DATASET SECTION:
===
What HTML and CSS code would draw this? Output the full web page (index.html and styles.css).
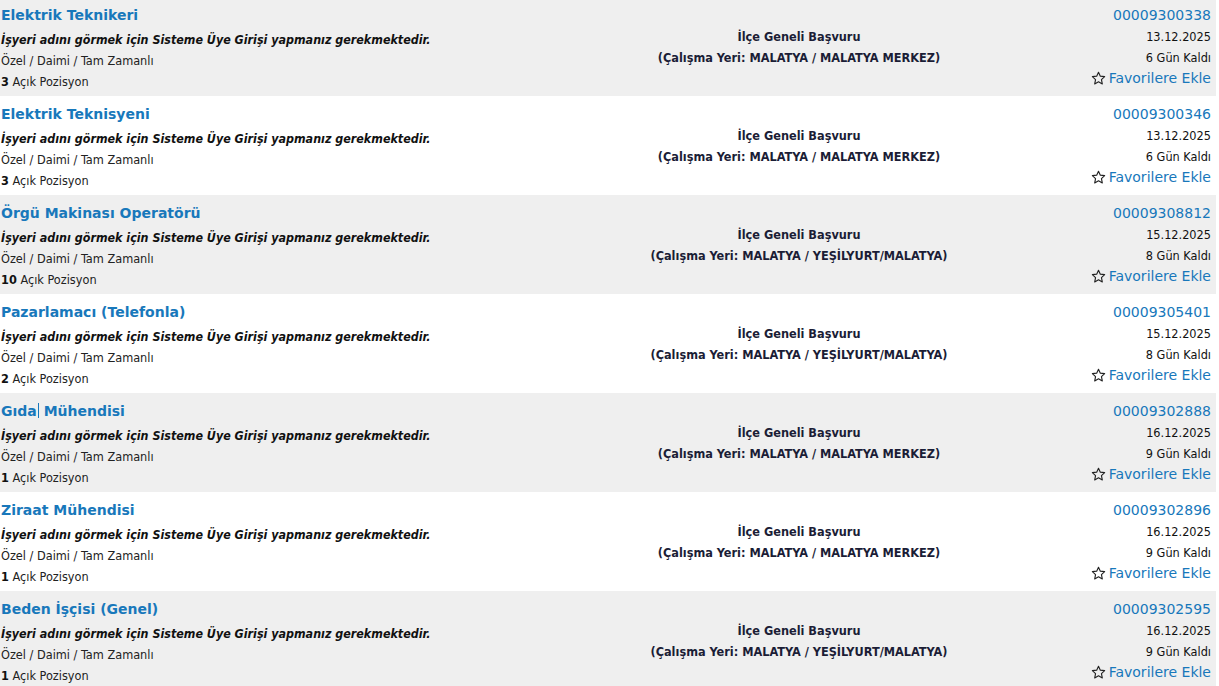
FILE: index.html
```html
<!DOCTYPE html>
<html lang="tr">
<head>
<meta charset="utf-8">
<title>İlanlar</title>
<link rel="stylesheet" href="styles.css">
</head>
<body>
<div class="list">

  <div class="row alt">
    <div class="col-left">
      <a class="title">Elektrik Teknikeri</a>
      <div class="employer">İşyeri adını görmek için Sisteme Üye Girişi yapmanız gerekmektedir.</div>
      <div class="meta">Özel / Daimi / Tam Zamanlı</div>
      <div class="meta"><b>3</b> Açık Pozisyon</div>
    </div>
    <div class="col-mid">
      <div>İlçe Geneli Başvuru</div>
      <div>(Çalışma Yeri: MALATYA / MALATYA MERKEZ)</div>
    </div>
    <div class="col-right">
      <a class="num">00009300338</a>
      <div class="date">13.12.2025</div>
      <div class="left">6 Gün Kaldı</div>
      <a class="fav"><svg class="star" viewBox="0 0 16 16"><path d="M8 1.3l1.95 4.2 4.6.55-3.4 3.15.9 4.55L8 11.5l-4.05 2.25.9-4.55L1.45 6.05l4.6-.55z"/></svg>Favorilere Ekle</a>
    </div>
  </div>

  <div class="row">
    <div class="col-left">
      <a class="title">Elektrik Teknisyeni</a>
      <div class="employer">İşyeri adını görmek için Sisteme Üye Girişi yapmanız gerekmektedir.</div>
      <div class="meta">Özel / Daimi / Tam Zamanlı</div>
      <div class="meta"><b>3</b> Açık Pozisyon</div>
    </div>
    <div class="col-mid">
      <div>İlçe Geneli Başvuru</div>
      <div>(Çalışma Yeri: MALATYA / MALATYA MERKEZ)</div>
    </div>
    <div class="col-right">
      <a class="num">00009300346</a>
      <div class="date">13.12.2025</div>
      <div class="left">6 Gün Kaldı</div>
      <a class="fav"><svg class="star" viewBox="0 0 16 16"><path d="M8 1.3l1.95 4.2 4.6.55-3.4 3.15.9 4.55L8 11.5l-4.05 2.25.9-4.55L1.45 6.05l4.6-.55z"/></svg>Favorilere Ekle</a>
    </div>
  </div>

  <div class="row alt">
    <div class="col-left">
      <a class="title">Örgü Makinası Operatörü</a>
      <div class="employer">İşyeri adını görmek için Sisteme Üye Girişi yapmanız gerekmektedir.</div>
      <div class="meta">Özel / Daimi / Tam Zamanlı</div>
      <div class="meta"><b>10</b> Açık Pozisyon</div>
    </div>
    <div class="col-mid">
      <div>İlçe Geneli Başvuru</div>
      <div>(Çalışma Yeri: MALATYA / YEŞİLYURT/MALATYA)</div>
    </div>
    <div class="col-right">
      <a class="num">00009308812</a>
      <div class="date">15.12.2025</div>
      <div class="left">8 Gün Kaldı</div>
      <a class="fav"><svg class="star" viewBox="0 0 16 16"><path d="M8 1.3l1.95 4.2 4.6.55-3.4 3.15.9 4.55L8 11.5l-4.05 2.25.9-4.55L1.45 6.05l4.6-.55z"/></svg>Favorilere Ekle</a>
    </div>
  </div>

  <div class="row">
    <div class="col-left">
      <a class="title">Pazarlamacı (Telefonla)</a>
      <div class="employer">İşyeri adını görmek için Sisteme Üye Girişi yapmanız gerekmektedir.</div>
      <div class="meta">Özel / Daimi / Tam Zamanlı</div>
      <div class="meta"><b>2</b> Açık Pozisyon</div>
    </div>
    <div class="col-mid">
      <div>İlçe Geneli Başvuru</div>
      <div>(Çalışma Yeri: MALATYA / YEŞİLYURT/MALATYA)</div>
    </div>
    <div class="col-right">
      <a class="num">00009305401</a>
      <div class="date">15.12.2025</div>
      <div class="left">8 Gün Kaldı</div>
      <a class="fav"><svg class="star" viewBox="0 0 16 16"><path d="M8 1.3l1.95 4.2 4.6.55-3.4 3.15.9 4.55L8 11.5l-4.05 2.25.9-4.55L1.45 6.05l4.6-.55z"/></svg>Favorilere Ekle</a>
    </div>
  </div>

  <div class="row alt">
    <div class="col-left">
      <a class="title">Gıda<span class="caret"></span> Mühendisi</a>
      <div class="employer">İşyeri adını görmek için Sisteme Üye Girişi yapmanız gerekmektedir.</div>
      <div class="meta">Özel / Daimi / Tam Zamanlı</div>
      <div class="meta"><b>1</b> Açık Pozisyon</div>
    </div>
    <div class="col-mid">
      <div>İlçe Geneli Başvuru</div>
      <div>(Çalışma Yeri: MALATYA / MALATYA MERKEZ)</div>
    </div>
    <div class="col-right">
      <a class="num">00009302888</a>
      <div class="date">16.12.2025</div>
      <div class="left">9 Gün Kaldı</div>
      <a class="fav"><svg class="star" viewBox="0 0 16 16"><path d="M8 1.3l1.95 4.2 4.6.55-3.4 3.15.9 4.55L8 11.5l-4.05 2.25.9-4.55L1.45 6.05l4.6-.55z"/></svg>Favorilere Ekle</a>
    </div>
  </div>

  <div class="row">
    <div class="col-left">
      <a class="title">Ziraat Mühendisi</a>
      <div class="employer">İşyeri adını görmek için Sisteme Üye Girişi yapmanız gerekmektedir.</div>
      <div class="meta">Özel / Daimi / Tam Zamanlı</div>
      <div class="meta"><b>1</b> Açık Pozisyon</div>
    </div>
    <div class="col-mid">
      <div>İlçe Geneli Başvuru</div>
      <div>(Çalışma Yeri: MALATYA / MALATYA MERKEZ)</div>
    </div>
    <div class="col-right">
      <a class="num">00009302896</a>
      <div class="date">16.12.2025</div>
      <div class="left">9 Gün Kaldı</div>
      <a class="fav"><svg class="star" viewBox="0 0 16 16"><path d="M8 1.3l1.95 4.2 4.6.55-3.4 3.15.9 4.55L8 11.5l-4.05 2.25.9-4.55L1.45 6.05l4.6-.55z"/></svg>Favorilere Ekle</a>
    </div>
  </div>

  <div class="row alt">
    <div class="col-left">
      <a class="title">Beden İşçisi (Genel)</a>
      <div class="employer">İşyeri adını görmek için Sisteme Üye Girişi yapmanız gerekmektedir.</div>
      <div class="meta">Özel / Daimi / Tam Zamanlı</div>
      <div class="meta"><b>1</b> Açık Pozisyon</div>
    </div>
    <div class="col-mid">
      <div>İlçe Geneli Başvuru</div>
      <div>(Çalışma Yeri: MALATYA / YEŞİLYURT/MALATYA)</div>
    </div>
    <div class="col-right">
      <a class="num">00009302595</a>
      <div class="date">16.12.2025</div>
      <div class="left">9 Gün Kaldı</div>
      <a class="fav"><svg class="star" viewBox="0 0 16 16"><path d="M8 1.3l1.95 4.2 4.6.55-3.4 3.15.9 4.55L8 11.5l-4.05 2.25.9-4.55L1.45 6.05l4.6-.55z"/></svg>Favorilere Ekle</a>
    </div>
  </div>

</div>
</body>
</html>
```

FILE: styles.css
```css
html, body {
  margin: 0;
  padding: 0;
  background: #ffffff;
}
body {
  font-family: "DejaVu Sans", Verdana, sans-serif;
  color: #111;
  overflow: hidden;
}
.list {
  width: 1216px;
  margin-top: -3px;
}
.row {
  display: grid;
  grid-template-columns: 640px 318px 1fr;
  height: 99px;
  background: #ffffff;
}
.row.alt {
  background: #efefef;
}
.col-left {
  padding: 8px 0 0 1px;
  display: flex;
  flex-direction: column;
  align-items: flex-start;
}
.title {
  color: #1878bb;
  font-weight: bold;
  font-size: 14px;
  line-height: 21px;
  margin-bottom: 3px;
}
.caret {
  display: inline-block;
  width: 1px;
  height: 15px;
  background: #1878bb;
  vertical-align: -2px;
  margin-left: 1px;
}
.employer {
  font-family: "DejaVu Sans Condensed", "DejaVu Sans", sans-serif;
  font-stretch: condensed;
  font-weight: bold;
  font-style: italic;
  font-size: 12.4px;
  line-height: 20px;
  padding-top: 1px;
  color: #111;
}
.meta {
  font-family: "DejaVu Sans Condensed", "DejaVu Sans", sans-serif;
  font-stretch: condensed;
  font-size: 12.6px;
  line-height: 21px;
  color: #222;
}
.meta b {
  color: #111;
}
.col-mid {
  display: flex;
  flex-direction: column;
  justify-content: center;
  align-items: center;
  font-family: "DejaVu Sans Condensed", "DejaVu Sans", sans-serif;
  font-stretch: condensed;
  font-weight: bold;
  font-size: 12.6px;
  line-height: 21px;
  color: #1b1d36;
  padding-top: 1px;
}
.col-right {
  padding: 8px 5px 0 0;
  display: flex;
  flex-direction: column;
  align-items: flex-end;
}
.num {
  color: #1878bb;
  font-size: 14px;
  line-height: 21px;
}
.date, .left {
  font-family: "DejaVu Sans Condensed", "DejaVu Sans", sans-serif;
  font-stretch: condensed;
  font-size: 12.6px;
  line-height: 20px;
  padding-top: 1px;
  color: #111;
}
.fav {
  color: #1878bb;
  font-size: 14px;
  line-height: 21px;
  display: flex;
  align-items: center;
  gap: 3px;
}
.star {
  width: 15px;
  height: 15px;
  fill: none;
  stroke: #222;
  stroke-width: 1.2;
  stroke-linejoin: round;
}
```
===
WRITTEN REQUEST: Return all lines of the material above in which the word "index" occurs.

FINAL RESULT:
What HTML and CSS code would draw this? Output the full web page (index.html and styles.css).
FILE: index.html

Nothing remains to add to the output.